La Chiesa è alla vigilia di un momento decisivo. Nessuno vuole mettere in discussione l’impulso che Papa Francesco ha dato al pontificato: ha aperto il Vaticano al mondo, lo ha portato oltre il colonnato del Bernini, tra le pieghe della sofferenza umana, nelle periferie dell’esistenza. L’eredità di Bergoglio è intoccabile, e il prossimo conclave sarà chiamato a scegliere una figura capace di raccogliere questo impegnativo testimone.
Tuttavia, è chiaro che alcuni meccanismi richiedono revisione e miglioramento. Le spinte e controspinte dentro la Chiesa fanno emergere l’idea di un papato di mediazione, una figura ponte tra le istanze più diverse. Le formule si moltiplicano, ma la sostanza resta: proseguire nel solco tracciato da Bergoglio, offrendo però chiarezza e certezze ai fedeli e ai pastori. Serve un nuovo ordine, capace di tenere insieme centro e periferia, tradizione e innovazione, rigore dottrinale e compassione evangelica.

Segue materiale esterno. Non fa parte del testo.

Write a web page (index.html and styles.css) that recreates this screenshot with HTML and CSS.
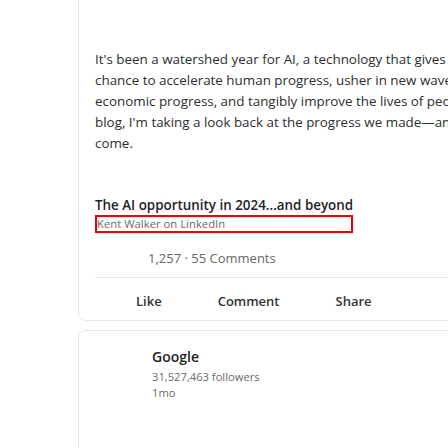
FILE: index.html
```html
<!DOCTYPE html>
<html lang="en">
<head>
<meta charset="utf-8">
<title>Post</title>
<link rel="stylesheet" href="styles.css">
</head>
<body>
<div class="viewport">
  <article class="card post">
    <p class="body-text">It's been a watershed year for AI, a technology that gives us a once-in-a-generation<br>chance to accelerate human progress, usher in new waves of innovation and<br>economic progress, and tangibly improve the lives of people around the world. In this<br>blog, I'm taking a look back at the progress we made—and looking ahead to what's to<br>come.</p>
    <div class="article-link">
      <div class="article-title">The AI opportunity in 2024...and beyond</div>
      <div class="article-source">Kent Walker on LinkedIn</div>
    </div>
    <div class="counts">1,257 · 55 Comments</div>
    <div class="divider"></div>
    <div class="actions">
      <span class="action">Like</span>
      <span class="action">Comment</span>
      <span class="action">Share</span>
    </div>
  </article>
  <article class="card company">
    <div class="company-name">Google</div>
    <div class="company-meta">31,527,463 followers</div>
    <div class="company-meta">1mo</div>
  </article>
</div>
</body>
</html>
```
FILE: styles.css
```css
html, body {
  margin: 0;
  padding: 0;
  background: #ffffff;
  overflow: hidden;
}

.viewport {
  width: 448px;
  height: 448px;
  overflow: hidden;
  font-family: "Open Sans", "Noto Sans", sans-serif;
  color: #333333;
}

.card {
  box-sizing: border-box;
  width: 640px;
  margin-left: 78px;
  border: 1px solid #e6e6e6;
  border-radius: 8px;
  background: #ffffff;
}

.post {
  margin-top: -12px;
  padding: 60px 0 0 16px;
}

.body-text {
  margin: 0;
  font-size: 13.4px;
  line-height: 21px;
  white-space: nowrap;
  color: #2e2e2e;
}

.article-link {
  width: fit-content;
  margin-top: 42px;
}

.article-title {
  font-size: 13.4px;
  font-weight: 600;
  line-height: 18px;
  color: #1f1f1f;
  white-space: nowrap;
}

.article-source {
  box-sizing: border-box;
  margin-top: 1px;
  height: 18px;
  border: 2px solid #ee0000;
  font-size: 11.3px;
  line-height: 14px;
  color: #6a6a6a;
  white-space: nowrap;
}

.counts {
  margin-top: 15px;
  padding-left: 53px;
  font-size: 13px;
  line-height: 20px;
  color: #666666;
}

.divider {
  margin-top: 9px;
  height: 1px;
  background: #e6e6e6;
}

.actions {
  display: flex;
  gap: 56px;
  padding: 13px 0 9px 41px;
}

.action {
  font-size: 13px;
  font-weight: 600;
  line-height: 20px;
  color: #333333;
}

.company {
  margin-top: 9px;
  height: 200px;
  padding: 16px 0 0 73px;
}

.company-name {
  font-size: 14px;
  font-weight: 600;
  line-height: 20px;
  color: #1f1f1f;
}

.company-meta {
  font-size: 11.2px;
  line-height: 16px;
  color: #6a6a6a;
}

.company-name + .company-meta {
  margin-top: 2px;
}
```
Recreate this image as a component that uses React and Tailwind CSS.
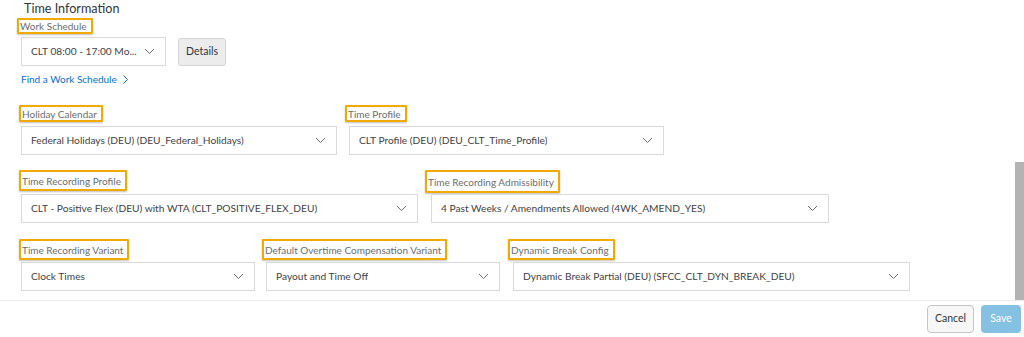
import React from "react";

const Chevron = () => (
  <svg width="11" height="7" viewBox="0 0 11 7" className="shrink-0">
    <polyline points="1,1 5.5,5.5 10,1" fill="none" stroke="#6a6d70" strokeWidth="1" />
  </svg>
);

const Label = ({ text, shift = "-ml-[2px]", h = "h-[17px]" }) => (
  <div className={`${shift} ${h} self-start flex items-center border-2 border-[#f2a900] rounded-[1px] pl-[1px] pr-[4px] shadow-[0_1px_2px_rgba(0,0,0,0.25)] text-[10px] text-[#6a6d70] leading-none`}>
    {text}
  </div>
);

const Select = ({ value, w }) => (
  <div className={`${w} h-[29px] flex items-center justify-between border border-[#d9d9d9] bg-white pl-[9px] pr-[10px] text-[10.2px] text-[#3f4246]`}>
    <span className="truncate">{value}</span>
    <Chevron />
  </div>
);

const Field = ({ label, value, w, shift, h, gap = "mt-[4px]" }) => (
  <div className="flex flex-col">
    <Label text={label} shift={shift} h={h} />
    <div className={gap}>
      <Select value={value} w={w} />
    </div>
  </div>
);

export default function App() {
  return (
    <div className="relative w-[1024px] h-[337px] bg-white overflow-hidden" style={{ fontFamily: 'Lato, "Liberation Sans", sans-serif' }}>
      <div className="h-[300px] pl-[21px]">
        <div className="pl-[3px] pt-[1px] text-[12.6px] leading-[16px] text-[#32363a]">Time Information</div>
        <div className="mt-[1px] flex flex-col">
          <Label text="Work Schedule" shift="-ml-[4px]" h="h-[16px]" />
          <div className="mt-[3px] flex items-center gap-[12px]">
            <Select value="CLT 08:00 - 17:00 Mo..." w="w-[145px]" />
            <div className="w-[48px] h-[28px] flex items-center justify-center rounded-[3px] border border-[#d4d4d4] bg-[#ececec] text-[10.5px] text-[#32363a]">
              Details
            </div>
          </div>
          <div className="mt-[6px] flex items-center gap-[6px] text-[10px] text-[#0a6ed1] leading-[14px]">
            Find a Work Schedule
            <svg width="5" height="9" viewBox="0 0 5 9">
              <polyline points="0.5,0.5 4.5,4.5 0.5,8.5" fill="none" stroke="#0a6ed1" strokeWidth="1" />
            </svg>
          </div>
        </div>

        <div className="mt-[19px] flex gap-[12px]">
          <Field label="Holiday Calendar" value="Federal Holidays (DEU) (DEU_Federal_Holidays)" w="w-[316px]" shift="-ml-[2px]" />
          <Field label="Time Profile" value="CLT Profile (DEU) (DEU_CLT_Time_Profile)" w="w-[315px]" shift="-ml-[4px]" />
        </div>

        <div className="mt-[15px] flex gap-[13px]">
          <Field label="Time Recording Profile" value="CLT - Positive Flex (DEU) with WTA (CLT_POSITIVE_FLEX_DEU)" w="w-[397px]" shift="-ml-[2px]" h="h-[21px]" gap="mt-[3px]" />
          <Field label="Time Recording Admissibility" value="4 Past Weeks / Amendments Allowed (4WK_AMEND_YES)" w="w-[398px]" shift="-ml-[6px]" h="h-[23px]" gap="mt-[1px]" />
        </div>

        <div className="mt-[16px] flex">
          <Field label="Time Recording Variant" value="Clock Times" w="w-[234px]" shift="-ml-[2px]" h="h-[21px]" gap="mt-[2px]" />
          <div className="ml-[11px]">
            <Field label="Default Overtime Compensation Variant" value="Payout and Time Off" w="w-[234px]" shift="-ml-[4px]" h="h-[21px]" gap="mt-[2px]" />
          </div>
          <div className="ml-[13px]">
            <Field label="Dynamic Break Config" value="Dynamic Break Partial (DEU) (SFCC_CLT_DYN_BREAK_DEU)" w="w-[397px]" shift="-ml-[5px]" h="h-[21px]" gap="mt-[2px]" />
          </div>
        </div>
      </div>

      <div className="h-[37px] border-t border-[#ececec] flex items-center justify-end gap-[7px] pr-[3px]">
        <div className="w-[47px] h-[28px] flex items-center justify-center rounded-[4px] border border-[#c6c6c6] bg-[#f7f7f7] text-[10.5px] text-[#32363a]">
          Cancel
        </div>
        <div className="w-[40px] h-[28px] flex items-center justify-center rounded-[4px] bg-[#85c1e3] text-[10.5px] text-white">
          Save
        </div>
      </div>

      <div className="absolute right-0 top-[162px] w-[9px] h-[138px] bg-[#b3b3b3]" />
    </div>
  );
}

In questo scenario complesso, l’identikit del futuro Papa si profila come quello di un uomo capace di sintesi. Ma la scelta non sarà facile. Tra i nomi che circolano con insistenza c’è quello del cardinale Pietro Parolin, segretario di Stato vaticano, uomo vicino a Francesco, che potrebbe però trovarsi a pagare anche il prezzo delle critiche rivolte al pontificato appena concluso. Parolin entrerebbe in conclave con una solida base di consensi – si parla di circa 40 voti – che lo porrebbero in pole position. Tuttavia, la sua vicinanza a scelte discusse, come la gestione del caso Becciu o l’accordo con la Cina, potrebbe rappresentare un freno.
È a lui che forse allude il cardinale Gregorio Rosa Chavez, quando parla di una lista con cinque nomi, “molto interessante” e che include “anche italiani”. Oltre a Parolin, potrebbero essere Matteo Zuppi, amato dai progressisti, o Pierbattista Pizzaballa, figura di frontiera tra fede e dialogo interreligioso, ora sotto i riflettori per posizioni interpretate in chiave geopolitica.
Chavez, che non parteciperà al voto per limiti d’età, ma che conserva un ruolo morale, ha lasciato intendere che i giochi potrebbero chiudersi in tempi rapidi: «Penso che il conclave durerà al massimo tre giorni». Una previsione che suggerisce contatti e intese già in fase avanzata tra i cardinali.
Parolin resta il nome più accreditato, ma non esiste un candidato forte in partenza. Tutto può ancora accadere. I conclavi ci hanno spesso abituato a sorprese e ribaltamenti. Se un nome non sfonda, si cercano strade alternative. Dal 7 maggio si potrebbe ripetere lo stesso copione: un inizio incerto, un dialogo serrato e infine un nome inatteso, scelto non sotto i riflettori ma nello spirito di discernimento che guida la Chiesa nei suoi passaggi più delicati.